* SUPPLIED INFORMATION
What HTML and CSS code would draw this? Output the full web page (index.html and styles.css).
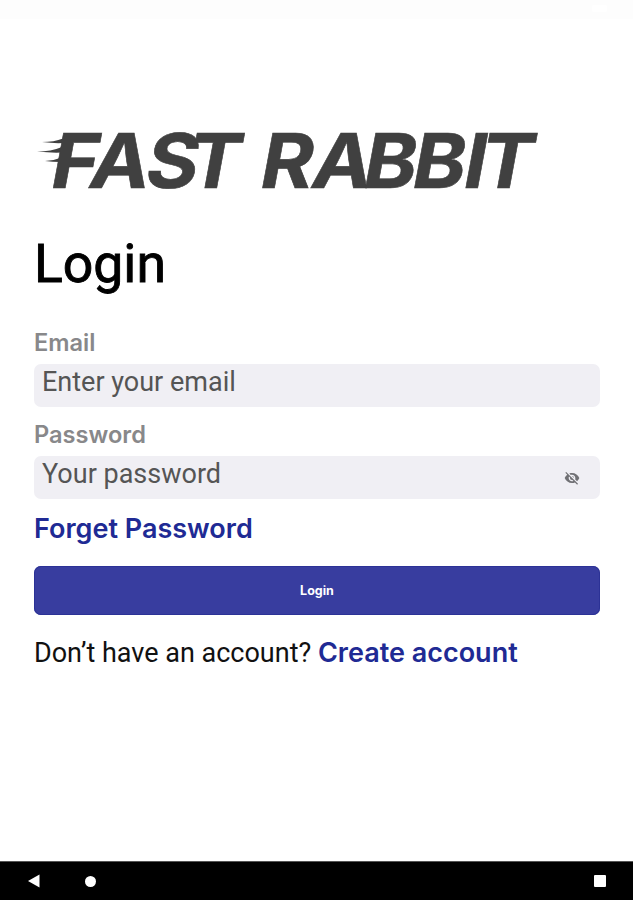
FILE: index.html
```html
<!DOCTYPE html>
<html lang="en">
<head>
  <meta charset="UTF-8">
  <title>Login</title>
  <link rel="stylesheet" href="styles.css">
</head>
<body>

  <header class="status"><span class="status-icon"></span></header>

  <main>
    <svg class="logo" width="560" height="112" viewBox="34 104 560 112" role="img" aria-label="Fast Rabbit">
      <!-- speed lines -->
      <g fill="#404040">
        <path d="M42 142 Q54 142 63 138.500V143Q54 143.500 42 142Z"/>
        <path d="M37 151.500Q51 151.500 62 147V152.500Q51 153 37 151.500Z"/>
        <path d="M45 161Q53 161 60 158V162Q53 162 45 161Z"/>
      </g>
      <g transform="translate(0 188) skewX(-10.500) scale(1.060 1)">
        <text class="logo-text" x="45.300 81.600 134.400 173.600 242.700 291.200 339.800 386.200 434.400 449.800">FASTRABBIT</text>
      </g>
    </svg>

    <h1>Login</h1>

    <form>
      <label for="email">Email</label>
      <div class="field"><input type="email" id="email" placeholder="Enter your email"></div>

      <label for="password">Password</label>
      <div class="field">
        <input type="password" id="password" placeholder="Your password">
        <svg class="eye" width="16" height="16" viewBox="0 0 24 24" fill="#707074"><path d="M12 7c2.760 0 5 2.240 5 5 0 .650-.130 1.260-.360 1.830l2.920 2.920c1.510-1.260 2.700-2.890 3.430-4.750-1.730-4.390-6-7.500-11-7.500-1.400 0-2.740.250-3.980.700l2.160 2.160C10.740 7.130 11.350 7 12 7zM2 4.270l2.280 2.280.460.460C3.080 8.300 1.780 10.020 1 12c1.730 4.390 6 7.500 11 7.500 1.550 0 3.030-.300 4.380-.840l.420.420L19.730 22 21 20.730 3.270 3 2 4.270zM7.530 9.800l1.550 1.550c-.050.210-.080.430-.080.650 0 1.660 1.340 3 3 3 .220 0 .440-.030.650-.080l1.550 1.550c-.670.330-1.410.530-2.200.530-2.760 0-5-2.240-5-5 0-.790.200-1.530.530-2.200zm4.310-.780l3.150 3.150.020-.160c0-1.660-1.340-3-3-3l-.170.010z"/></svg>
      </div>

      <a class="forget">Forget Password</a>
      <button type="button">Login</button>
    </form>

    <p class="signup">Don’t have an account? <a>Create account</a></p>
  </main>

  <footer class="navbar">
    <svg width="12" height="14" viewBox="0 0 12 14" fill="#fff"><path d="M0 7L11.500 .500V13.500Z"/></svg>
    <span class="home"></span>
    <span class="recent"></span>
  </footer>

</body>
</html>
```

FILE: styles.css
```css
* { box-sizing: border-box; }
body { margin: 0; height: 900px; display: flex; flex-direction: column; background: #fff; font-family: Roboto, sans-serif; color: #111; overflow: hidden; }
.status { height: 19px; background: #fdfdfd; display: flex; justify-content: flex-end; padding: 5px 26px 0 0; }
.status-icon { width: 15px; height: 7px; background: #fff; border-radius: 2px; }
main { flex: 1; padding: 85px 33px 0 34px; }
.logo { display: block; overflow: visible; }
.logo-text { font-family: Inter, sans-serif; font-size: 75.6px; font-weight: 700; fill: #404040; stroke: #404040; stroke-width: .6px; }
h1 { margin: 16px 0 0; font-size: 53.5px; line-height: 64px; font-weight: 400; color: #000; -webkit-text-stroke: .9px #000; }
form { display: flex; flex-direction: column; margin-top: 33px; }
label { font-family: Inter, sans-serif; font-size: 23.6px; font-weight: 600; line-height: 28px; height: 35px; color: #88888a; }
.field { display: flex; height: 43px; background: #f0eff4; border-radius: 7px; margin-bottom: 14px; padding: 0 20px 0 8px; }
input { flex: 1; min-width: 0; height: 36px; border: 0 none; padding: 0; background: none; font: 27px Roboto, sans-serif; }
input::placeholder { color: #555; opacity: 1; }
.eye { margin-top: 14px; }
a { font-family: Inter, sans-serif; font-weight: 600; color: #202a94; }
.forget { font-size: 27px; line-height: 32px; }
button { height: 49px; margin-top: 21px; border: 0 none; border-radius: 7px; background: #383d9f; box-shadow: inset 0 0 0 1px #2c3296; color: #fff; font: 700 12.5px Inter, sans-serif; }
.signup { margin: 20px 0 0; font-size: 27px; line-height: 36px; white-space: nowrap; }
.navbar { height: 39px; background: #000; border-top: 1px solid #555; display: flex; align-items: center; padding: 0 27px 0 28px; }
.home { width: 11px; height: 11px; border-radius: 50%; background: #fff; margin-left: 45px; }
.recent { width: 12px; height: 12px; border-radius: 1px; background: #fff; margin-left: auto; }
```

* YOUR GOAL
Quote the full listing above word for word; exclude every picture from the copy.

* RESULT OF THE TASK
What HTML and CSS code would draw this? Output the full web page (index.html and styles.css).
FILE: index.html
```html
<!DOCTYPE html>
<html lang="en">
<head>
  <meta charset="UTF-8">
  <title>Login</title>
  <link rel="stylesheet" href="styles.css">
</head>
<body>

  <header class="status"><span class="status-icon"></span></header>

  <main>
    <svg class="logo" width="560" height="112" viewBox="34 104 560 112" role="img" aria-label="Fast Rabbit">
      <!-- speed lines -->
      <g fill="#404040">
        <path d="M42 142 Q54 142 63 138.500V143Q54 143.500 42 142Z"/>
        <path d="M37 151.500Q51 151.500 62 147V152.500Q51 153 37 151.500Z"/>
        <path d="M45 161Q53 161 60 158V162Q53 162 45 161Z"/>
      </g>
      <g transform="translate(0 188) skewX(-10.500) scale(1.060 1)">
        <text class="logo-text" x="45.300 81.600 134.400 173.600 242.700 291.200 339.800 386.200 434.400 449.800">FASTRABBIT</text>
      </g>
    </svg>

    <h1>Login</h1>

    <form>
      <label for="email">Email</label>
      <div class="field"><input type="email" id="email" placeholder="Enter your email"></div>

      <label for="password">Password</label>
      <div class="field">
        <input type="password" id="password" placeholder="Your password">
        <svg class="eye" width="16" height="16" viewBox="0 0 24 24" fill="#707074"><path d="M12 7c2.760 0 5 2.240 5 5 0 .650-.130 1.260-.360 1.830l2.920 2.920c1.510-1.260 2.700-2.890 3.430-4.750-1.730-4.390-6-7.500-11-7.500-1.400 0-2.740.250-3.980.700l2.160 2.160C10.740 7.130 11.350 7 12 7zM2 4.270l2.280 2.280.460.460C3.080 8.300 1.780 10.020 1 12c1.730 4.390 6 7.500 11 7.500 1.550 0 3.030-.300 4.380-.840l.420.420L19.730 22 21 20.730 3.270 3 2 4.270zM7.530 9.800l1.550 1.550c-.050.210-.080.430-.080.650 0 1.660 1.340 3 3 3 .220 0 .440-.030.650-.080l1.550 1.550c-.670.330-1.410.530-2.200.530-2.760 0-5-2.240-5-5 0-.790.200-1.530.530-2.200zm4.310-.780l3.150 3.150.020-.160c0-1.660-1.340-3-3-3l-.170.010z"/></svg>
      </div>

      <a class="forget">Forget Password</a>
      <button type="button">Login</button>
    </form>

    <p class="signup">Don’t have an account? <a>Create account</a></p>
  </main>

  <footer class="navbar">
    <svg width="12" height="14" viewBox="0 0 12 14" fill="#fff"><path d="M0 7L11.500 .500V13.500Z"/></svg>
    <span class="home"></span>
    <span class="recent"></span>
  </footer>

</body>
</html>
```

FILE: styles.css
```css
* { box-sizing: border-box; }
body { margin: 0; height: 900px; display: flex; flex-direction: column; background: #fff; font-family: Roboto, sans-serif; color: #111; overflow: hidden; }
.status { height: 19px; background: #fdfdfd; display: flex; justify-content: flex-end; padding: 5px 26px 0 0; }
.status-icon { width: 15px; height: 7px; background: #fff; border-radius: 2px; }
main { flex: 1; padding: 85px 33px 0 34px; }
.logo { display: block; overflow: visible; }
.logo-text { font-family: Inter, sans-serif; font-size: 75.6px; font-weight: 700; fill: #404040; stroke: #404040; stroke-width: .6px; }
h1 { margin: 16px 0 0; font-size: 53.5px; line-height: 64px; font-weight: 400; color: #000; -webkit-text-stroke: .9px #000; }
form { display: flex; flex-direction: column; margin-top: 33px; }
label { font-family: Inter, sans-serif; font-size: 23.6px; font-weight: 600; line-height: 28px; height: 35px; color: #88888a; }
.field { display: flex; height: 43px; background: #f0eff4; border-radius: 7px; margin-bottom: 14px; padding: 0 20px 0 8px; }
input { flex: 1; min-width: 0; height: 36px; border: 0 none; padding: 0; background: none; font: 27px Roboto, sans-serif; }
input::placeholder { color: #555; opacity: 1; }
.eye { margin-top: 14px; }
a { font-family: Inter, sans-serif; font-weight: 600; color: #202a94; }
.forget { font-size: 27px; line-height: 32px; }
button { height: 49px; margin-top: 21px; border: 0 none; border-radius: 7px; background: #383d9f; box-shadow: inset 0 0 0 1px #2c3296; color: #fff; font: 700 12.5px Inter, sans-serif; }
.signup { margin: 20px 0 0; font-size: 27px; line-height: 36px; white-space: nowrap; }
.navbar { height: 39px; background: #000; border-top: 1px solid #555; display: flex; align-items: center; padding: 0 27px 0 28px; }
.home { width: 11px; height: 11px; border-radius: 50%; background: #fff; margin-left: 45px; }
.recent { width: 12px; height: 12px; border-radius: 1px; background: #fff; margin-left: auto; }
```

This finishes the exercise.